"He's lucky he isn't dead"

Avatar resignedtoretail submitted 76 days ago
Here now, the sad tale of Assistant Manager Fred, (Not his real name) who was hired on at my store a year and a half ago, and lasted only a couple months.

During that short time, Fred was guilty of the following offenses:

*Frequent liquid breakfasts, lunches and dinners that caused him to miss work without the courtesy of a call to explain his absence, or be unable to return to work after going home for lunch. (Fred, sadly, had a terrible problem with alcohol)

*On those occasions where Fred was feeling well enough to complete his shifts, he'd still be too sloshed to function properly. People would ask him what tasks they were supposed to be doing and he'd get lost in his notes. He'd be stumbling around in a daze, reeking of alcohol so strongly employees and customers would report it to management.

*Fred, being so hooked on alcohol, would lock himself in the receiving clerk's office in the stockroom and drink cough syrup. We don't know if he brought it with him from home or if he stole it off our shelves. The door to the office is locked when the receiving clerk isn't in there, but Fred simply jimmied it open. While in there he'd ignore any and all phone calls and pages directed to him. One night, a normally soft-spoken employee, angry and frustrated that she could not get ahold of him, told me "He's lucky he isn't dead. People have been trying to reach him for hours already"

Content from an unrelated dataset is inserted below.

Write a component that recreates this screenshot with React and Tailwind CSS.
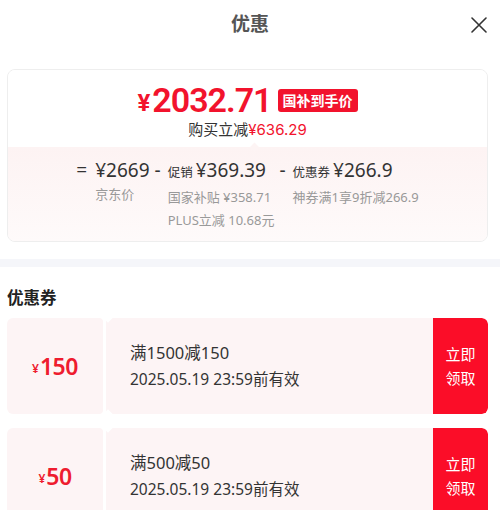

Fred never caught on to how frustrated we were with him. One night he left a note for his supervisor coming in the next morning, warning "There are a lot of stressed-out people here and some of them could snap at any time."

*Fred also chewed tobacco and left cups full of tobacco juice in his desk, in the stockroom behind the baler, and hidden in other places. One morning the pricing supervisor came into work, opened her desk drawer to find a cup of tobacco juice stashed in there, and dashed off to the bathroom with the dry heaves. If he went outside to chew his tobacco while on break, he'd spit on the sidewalk. Sometimes if he was chewing in his office, he'd walk out the automatic doors and spit right into the parking lot.

The store manager told Fred not to chew his tobacco in the store any more. A couple days later he found a pouch of tobacco Fred had hidden in there.

And now, the grand finale. The straw that broke the camel's back.

Fred closed Thanksgiving night. After the store had closed and the employees had gone home, Fred left--without turning on the store's burglar alarms.

Or locking the doors when he left.

Yup, he left the store open with no alarms on the eve of the biggest shopping day of the year. We had merchandise down every aisle and anyplace else we could put it. We had expensive LCD TVs, portable DVD players, stereo systems and video game consoles down the aisle in front of electronics. Thieves could have dashed in, cleaned out the store and dashed out without any alarms going off, and therefore no police notification because the alarm company contacts the police for us if an alarm goes off with no apparent explanation.

The store manager only found out about this when the alarm company called him late that night to inquire why the store alarms weren't turned on. He arrived to find the doors open and unlocked. The following morning he remarked "If I had a gun, I would've shot him."

Fred came in for his shift at 1 pm on Black Friday. Corporate was waiting for him. By 1:30 he was fired and out the door.